The mirrors are made of ultra-lightweight beryllium, which was chosen due to their thermal and mechanical properties at cryogenic (low) temperatures, as well as beryllium’s weight which made it a lot easier to lift it into space.
“The James Webb Space Telescope will be the premier astronomical observatory of the next decade,” said John Grunsfeld, astronaut and associate administrator of the Science Mission Directorate at NASA Headquarters in Washington. “This first-mirror installation milestone symbolizes all the new and specialized technology that was developed to enable the observatory to study the first stars and galaxies, examine the formation of stellar systems and planetary formation, provide answers to the evolution of our solar system, and make the next big steps in the search for life beyond Earth on exoplanets.”
Amazingly, the mirrors will fold to fit into the spacecraft and then unfold when ejected into outer space.
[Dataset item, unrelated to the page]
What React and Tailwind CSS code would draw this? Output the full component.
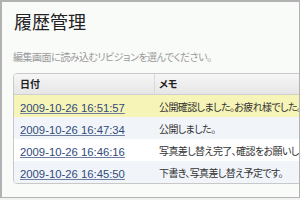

“After a tremendous amount of work by an incredibly dedicated team across the country, it is very exciting to start the primary mirror segment installation process,” said Lee Feinberg, James Webb Space Telescope optical telescope element manager at Goddard. “This starts the final assembly phase of the telescope.”
Bill Ochs, James Webb Space Telescope project manager said “There have many significant achievements for Webb over the past year, but the installation of the first flight mirror is special. This installation not only represents another step towards the magnificent discoveries to come from Webb but also the culmination of many years of effort by an outstanding dedicated team of engineers and scientists.”
The Spacecraft Element
Something must power this system and the spacecraft element is what does it. It supplies the rocket thrusters, propulsion system, communications, and all the electrical power needed to make this run as awell-oiledd machine.
Where are We Now?
We will leave you with this. Galaxy cluster SMACS 0723, which contains thousands of galaxies is 4.6 billion light years away.
That means that we are looking at it the way it looked 4.6 billion years ago. Scientists have a lot of work ahead of them and who knows what they’ll find?